Dynamic characterization of a slug calorimeter via transfer function modeling.

Abstract

In order to quantify the dynamic characteristics of the slug calorimeter, based on the linear time-invariant system theory, the heat conduction process and temperature measurement subsystem of the sensitive element are modeled, respectively, and the dynamic response characteristics of the calorimeter are characterized by the frequency characteristics of the transfer function. The heat conduction differential equation of the sensitive element under the input of step heat flux density is established, and the analytical solution of the time domain response of the rear wall temperature is derived. Then, the transfer function between heat flux input and rear wall temperature output is obtained by using the unit impulse response method.
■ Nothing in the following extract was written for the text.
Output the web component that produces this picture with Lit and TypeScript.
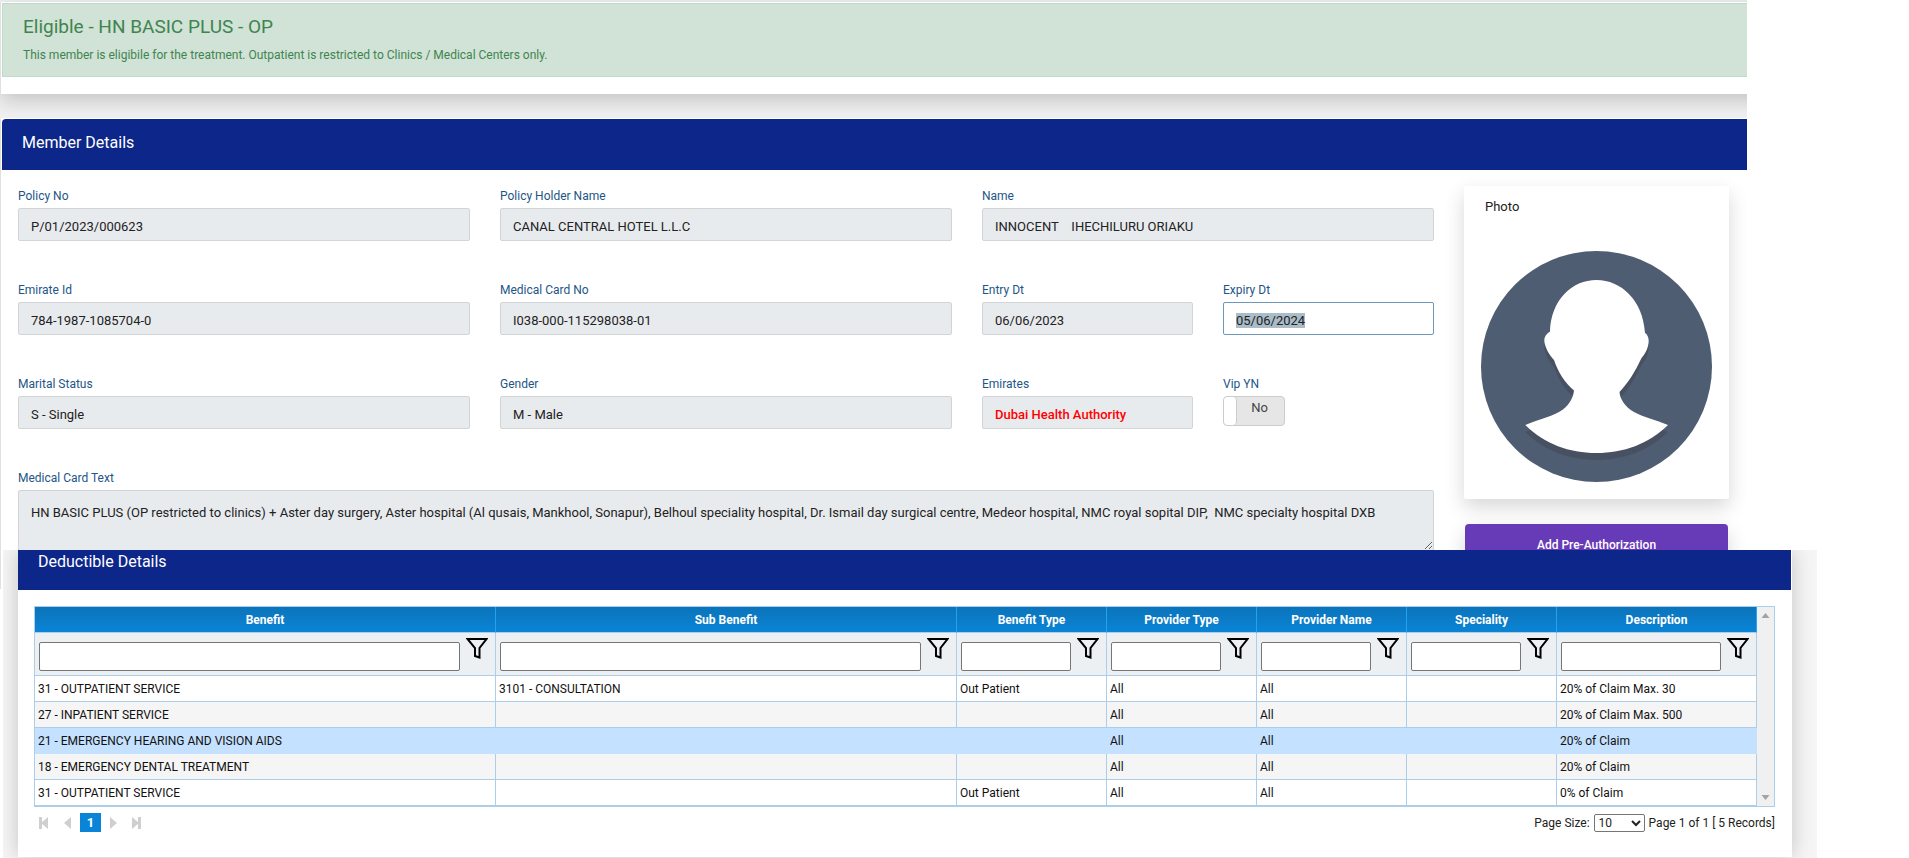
import { LitElement, html, css, svg, nothing } from "lit";
import { customElement } from "lit/decorators.js";
import { classMap } from "lit/directives/class-map.js";

interface Field {
  id: string;
  label: string;
  value: string;
  wide?: boolean;
  alert?: boolean;
  editable?: boolean;
}

const fieldsTop: Field[] = [
  { id: "policy", label: "Policy No", value: "P/01/2023/000623", wide: true },
  { id: "holder", label: "Policy Holder Name", value: "CANAL CENTRAL HOTEL L.L.C", wide: true },
  { id: "name", label: "Name", value: "INNOCENT    IHECHILURU ORIAKU", wide: true },
  { id: "emirate-id", label: "Emirate Id", value: "784-1987-1085704-0", wide: true },
  { id: "card-no", label: "Medical Card No", value: "I038-000-115298038-01", wide: true },
  { id: "entry", label: "Entry Dt", value: "06/06/2023" },
  { id: "expiry", label: "Expiry Dt", value: "05/06/2024", editable: true },
  { id: "marital", label: "Marital Status", value: "S - Single", wide: true },
  { id: "gender", label: "Gender", value: "M - Male", wide: true },
  { id: "emirates", label: "Emirates", value: "Dubai Health Authority", alert: true },
];

const cardText =
  "HN BASIC PLUS (OP restricted to clinics) + Aster day surgery, Aster hospital (Al qusais, Mankhool, Sonapur), Belhoul speciality hospital, Dr. Ismail day surgical centre, Medeor hospital, NMC royal sopital DIP,  NMC specialty hospital DXB";

const columns = [
  "Benefit",
  "Sub Benefit",
  "Benefit Type",
  "Provider Type",
  "Provider Name",
  "Speciality",
  "Description",
];

const rows: string[][] = [
  ["31 - OUTPATIENT SERVICE", "3101 - CONSULTATION", "Out Patient", "All", "All", "", "20% of Claim Max. 30"],
  ["27 - INPATIENT SERVICE", "", "", "All", "All", "", "20% of Claim Max. 500"],
  ["21 - EMERGENCY HEARING AND VISION AIDS", "", "", "All", "All", "", "20% of Claim"],
  ["18 - EMERGENCY DENTAL TREATMENT", "", "", "All", "All", "", "20% of Claim"],
  ["31 - OUTPATIENT SERVICE", "", "Out Patient", "All", "All", "", "0% of Claim"],
];

@customElement("member-panel")
export class MemberPanel extends LitElement {
  static styles = css`
    :host {
      display: block;
      border-left: 1px solid #e0e0e0;
      background: #fff;
      padding-left: 1px;
      border-top: 1px solid #fff;
    }
    .title {
      margin: 0;
      background: #0d2689;
      color: #fff;
      font-size: 16px;
      line-height: 22px;
      font-weight: 400;
      padding: 13px 20px 16px;
      border-top-left-radius: 4px;
    }
    .body {
      display: flex;
      align-items: flex-start;
      gap: 30px;
      padding: 16px 18px 23px 16px;
    }
    .fields {
      flex: 1;
      min-width: 0;
      display: grid;
      grid-template-columns: repeat(6, minmax(0, 1fr));
      gap: 40px 30px;
      padding-top: 1px;
    }
    .field {
      display: flex;
      flex-direction: column;
      align-items: stretch;
      gap: 3px;
    }
    .wide {
      grid-column: span 2;
    }
    .full {
      grid-column: 1 / -1;
    }
    label {
      font-size: 12px;
      line-height: 18px;
      color: #1d5687;
    }
    .box {
      box-sizing: border-box;
      width: 100%;
      margin: 0;
      height: 33px;
      padding: 4px 12px 0;
      border: 1px solid #d2d4d6;
      border-radius: 2px;
      background: #e8ebee;
      color: #222;
      font-family: inherit;
      font-size: 13px;
      outline: none;
    }
    .editable {
      background: #fff;
      border-color: #6d98b9;
    }
    .editable::selection {
      background: #a9bcc8;
      color: #222;
    }
    .alert {
      color: #f00;
      font-weight: 500;
    }
    .area {
      display: block;
      height: 61px;
      padding-top: 12px;
      line-height: 20px;
    }
    .toggle {
      box-sizing: border-box;
      display: flex;
      width: 62px;
      height: 30px;
      border: 1px solid #ccc;
      border-radius: 4px;
      background: #e6e6e6;
      overflow: hidden;
    }
    .knob {
      appearance: none;
      margin: 0;
      width: 13px;
      height: 28px;
      background: #fff;
      border-right: 1px solid #ccc;
      border-radius: 4px;
    }
    .state {
      flex: 1;
      padding-right: 2px;
      text-align: center;
      font-size: 13px;
      line-height: 22px;
      color: #444;
    }
    .side {
      width: 265px;
      display: flex;
      flex-direction: column;
      gap: 25px;
    }
    .photo {
      box-shadow: 0 8px 20px rgba(0, 0, 0, 0.16);
      border-radius: 2px;
      padding: 12px 17px 17px;
      background: #fff;
    }
    .caption {
      margin: 0 4px 35px;
      font-size: 13px;
      line-height: 18px;
      font-weight: 400;
      color: #222;
    }
    .avatar {
      display: block;
      width: 100%;
    }
    .add {
      margin: 0 1px;
      height: 42px;
      padding: 0;
      border: 0;
      border-radius: 4px;
      background: #673ab7;
      color: #fff;
      font-family: inherit;
      font-size: 12px;
      font-weight: 500;
      box-shadow: 0 8px 20px rgba(0, 0, 0, 0.16);
    }
  `;

  firstUpdated() {
    const expiry = this.renderRoot.querySelector<HTMLInputElement>("#expiry");
    expiry?.focus();
    expiry?.select();
  }

  private field(f: Field) {
    return html`<div class=${classMap({ field: true, wide: !!f.wide })}>
      <label for=${f.id}>${f.label}</label>
      <input
        id=${f.id}
        class=${classMap({ box: true, alert: !!f.alert, editable: !!f.editable })}
        type="text"
        .value=${f.value}
        ?readonly=${!f.editable}
      />
    </div>`;
  }

  render() {
    const torso =
      "M115.500 29C91 29 70 49 69 80.500C65 83 63 86 63.300 90C64 97 69 105 73 109C77 121 84 132 93 139.500C92 148 87 156 78 161C69 166 56 169 44.300 174C64 193 88 202 115.500 202C143 202 167 193 187 174C175 169 162 166 153 161C144 156 139 148 138.500 141C147 132 154 121 160.500 107C164 103 167.500 97 167.700 90C167.700 86 166 83 164 82C162 49 140 29 115.500 29Z";
    return html`
      <h2 class="title">Member Details</h2>
      <div class="body">
        <div class="fields">
          ${fieldsTop.map((f) => this.field(f))}
          <div class="field">
            <label for="vip">Vip YN</label>
            <div class="toggle">
              <input id="vip" class="knob" type="checkbox" role="switch" />
              <span class="state">No</span>
            </div>
          </div>
          <div class="field full">
            <label for="card-text">Medical Card Text</label>
            <textarea id="card-text" class="box area" readonly .value=${cardText}></textarea>
          </div>
        </div>
        <div class="side">
          <section class="photo">
            <h3 class="caption">Photo</h3>
            <svg class="avatar" viewBox="0 0 231 231" role="img" aria-label="Member photo">
              <circle cx="115.500" cy="115.500" r="115.500" fill="#4f5d73" />
              <path d=${torso} transform="translate(0 7)" fill="#485162" />
              <path d=${torso} fill="#fff" />
            </svg>
          </section>
          <button class="add" type="button">Add Pre-Authorization</button>
        </div>
      </div>
    `;
  }
}

@customElement("deductible-panel")
export class DeductiblePanel extends LitElement {
  static styles = css`
    :host {
      display: block;
      overflow: hidden;
      background: #f5f5f5;
      padding: 0 25px 1px 15px;
    }
    .card {
      background: #fff;
      box-shadow: 0 0 20px rgba(0, 0, 0, 0.2);
      padding-bottom: 25px;
    }
    .title {
      margin: 0 1px 0 0;
      background: #0d2689;
      color: #fff;
      font-size: 16px;
      line-height: 22px;
      font-weight: 400;
      padding: 1px 20px 17px;
    }
    .body {
      padding: 16px 17px 0 16px;
      font-size: 12px;
      color: #111;
    }
    .grid {
      display: flex;
      border: 1px solid #abcfea;
    }
    table {
      flex: 1;
      width: 100%;
      table-layout: fixed;
      border-collapse: separate;
      border-spacing: 0;
    }
    .mid {
      width: 150px;
    }
    .last {
      width: 200px;
    }
    .head {
      height: 25px;
      padding: 0;
      background: linear-gradient(#0b74ba, #0a84d6);
      color: #fff;
      font-weight: 700;
      border-right: 1px solid #26a0f0;
      border-bottom: 1px solid #abcfea;
    }
    .filter {
      height: 42px;
      padding: 0;
      background: #edf0f3;
      border-right: 1px solid #abcfea;
      border-bottom: 1px solid #abcfea;
    }
    .search {
      display: flex;
      align-items: flex-start;
      gap: 6px;
      padding: 4px 7px 4px 4px;
    }
    .query {
      flex: 1;
      min-width: 0;
      box-sizing: border-box;
      height: 29px;
      margin: 5px 0 0;
      border: 1px solid #767676;
      border-radius: 2px;
      background: #fff;
      font-family: inherit;
      font-size: 12px;
    }
    .funnel {
      width: 22px;
      height: 22px;
      border: 0;
      padding: 0;
      background: none;
    }
    .funnel svg {
      display: block;
    }
    .cell {
      height: 25px;
      padding: 0 3px;
      border-right: 1px solid #abcfea;
      border-bottom: 1px solid #abcfea;
      line-height: 16px;
      white-space: nowrap;
    }
    .odd {
      background: #f5f5f5;
    }
    .picked {
      background: #c4e1ff;
    }
    .picked .cell {
      border-color: #c4e1ff;
    }
    .bar {
      width: 17px;
      background: #f0f0f0;
      display: flex;
      flex-direction: column;
      justify-content: space-between;
      align-items: center;
      padding: 5px 0;
    }
    .footer {
      display: flex;
      align-items: center;
      justify-content: space-between;
      padding-top: 6px;
      height: 19px;
    }
    .pages {
      display: flex;
      align-items: center;
      gap: 8px;
      padding-left: 5px;
    }
    .step {
      display: flex;
      align-items: center;
      justify-content: center;
      width: 9px;
      height: 19px;
      padding: 0;
      border: 0;
      background: none;
    }
    .near {
      margin-left: 7px;
    }
    .far {
      margin-left: 6px;
    }
    .current {
      width: 21px;
      height: 19px;
      padding: 0;
      border: 0;
      background: #0a84d6;
      color: #fff;
      font-family: inherit;
      font-size: 13px;
      font-weight: 700;
    }
    .size {
      display: flex;
      align-items: center;
      gap: 4px;
      font-size: 12px;
      color: #222;
    }
    .select {
      box-sizing: border-box;
      width: 51px;
      height: 18px;
      padding: 0;
      border: 1px solid #767676;
      border-radius: 2px;
      background: #fff;
      color: #222;
      font-family: inherit;
      font-size: 12px;
    }
  `;

  private arrow(points: string) {
    return html`<svg width="9" height="7" viewBox="0 0 9 7" aria-hidden="true">
      <polygon points=${points} fill="#a3a3a3" />
    </svg>`;
  }

  private step(label: string, cls: string, points: string, barX: number | null) {
    return html`<button class="step ${cls}" type="button" aria-label=${label}>
      <svg width="9" height="12" viewBox="0 0 9 12" fill="#cfcfcf">
        <polygon points=${points} />
        ${barX === null ? nothing : svg`<rect x=${barX} y="0" width="3" height="12" />`}
      </svg>
    </button>`;
  }

  render() {
    return html`
      <section class="card">
        <h2 class="title">Deductible Details</h2>
        <div class="body">
          <div class="grid">
            <table>
              <colgroup>
                <col />
                <col />
                <col class="mid" />
                <col class="mid" />
                <col class="mid" />
                <col class="mid" />
                <col class="last" />
              </colgroup>
              <thead>
                <tr>
                  ${columns.map((c) => html`<th class="head" scope="col">${c}</th>`)}
                </tr>
                <tr>
                  ${columns.map(
                    (c) => html`<td class="filter">
                      <div class="search">
                        <input class="query" type="text" aria-label="Filter ${c}" />
                        <button class="funnel" type="button" aria-label="Apply ${c} filter">
                          <svg width="22" height="22" viewBox="0 0 22 22">
                            <path
                              d="M1.500 2H20.500L13.500 11V20.500L9 19V11Z"
                              fill="none"
                              stroke="#000"
                              stroke-width="2"
                            />
                          </svg>
                        </button>
                      </div>
                    </td>`
                  )}
                </tr>
              </thead>
              <tbody>
                ${rows.map(
                  (r, i) => html`<tr class=${classMap({ odd: i % 2 === 1, picked: i === 2 })}>
                    ${r.map((t) => html`<td class="cell">${t}</td>`)}
                  </tr>`
                )}
              </tbody>
            </table>
            <div class="bar">
              ${this.arrow("4.500,1 8.500,6 0.500,6")} ${this.arrow("0.500,1 8.500,1 4.500,6")}
            </div>
          </div>
          <div class="footer">
            <nav class="pages" aria-label="Pages">
              ${this.step("First page", "", "9,0 9,12 2,6", 0)}
              ${this.step("Previous page", "near", "8,0 8,12 1,6", null)}
              <button class="current" type="button">1</button>
              ${this.step("Next page", "", "1,0 1,12 8,6", null)}
              ${this.step("Last page", "far", "0,0 0,12 7,6", 6)}
            </nav>
            <div class="size">
              <label for="size">Page Size:</label>
              <select id="size" class="select">
                <option>10</option>
                <option>20</option>
                <option>50</option>
              </select>
              <span>Page 1 of 1 [ 5 Records]</span>
            </div>
          </div>
        </div>
      </section>
    `;
  }
}

@customElement("app-root")
export class AppRoot extends LitElement {
  static styles = css`
    :host {
      display: block;
      background: #fff;
      font-family: Roboto, "Liberation Sans", sans-serif;
    }
    .member {
      margin-right: 162px;
      padding-top: 2px;
      background: #f1f1f1;
      overflow: hidden;
    }
    .status {
      background: #fff;
      border-left: 1px solid #e0e0e0;
      padding: 1px 0 17px 1px;
      margin: 0 -24px 24px 0;
      box-shadow: 0 6px 20px rgba(0, 0, 0, 0.2);
    }
    .eligible {
      border: 1px solid #c1d9ca;
      border-right: 0;
      background: #d1e2d6;
      color: #3f8550;
      padding: 11px 20px 12px;
    }
    .heading {
      margin: 0 0 7px;
      font-size: 19px;
      line-height: 24px;
      font-weight: 400;
    }
    .note {
      margin: 0;
      font-size: 12px;
      line-height: 18px;
    }
    .deductible {
      position: relative;
      margin: -39px 92px 0 3px;
    }
  `;

  render() {
    return html`
      <main>
        <div class="member">
          <div class="status">
            <div class="eligible" role="status">
              <h1 class="heading">Eligible - HN BASIC PLUS - OP</h1>
              <p class="note">
                This member is eligibile for the treatment. Outpatient is restricted to Clinics / Medical Centers only.
              </p>
            </div>
          </div>
          <member-panel></member-panel>
        </div>
        <deductible-panel class="deductible"></deductible-panel>
      </main>
    `;
  }
}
On this basis, the transfer function of the complete measurement system is constructed by connecting the transfer functions of the temperature measurement system in series. A prototype calorimeter is developed, and the sensitivity calibration experiment is completed on the laser heat flux calibration system, which verifies the correctness of theoretical analysis. The research results show that the passband width of the sensitive element is proportional to the thermal conductivity of the material and inversely proportional to the square of the thickness. The dynamic characteristics of the temperature measurement system have a significant impact on the overall frequency response. This study provides a theoretical basis for the optimal design of heat capacity calorimeter with high dynamic response.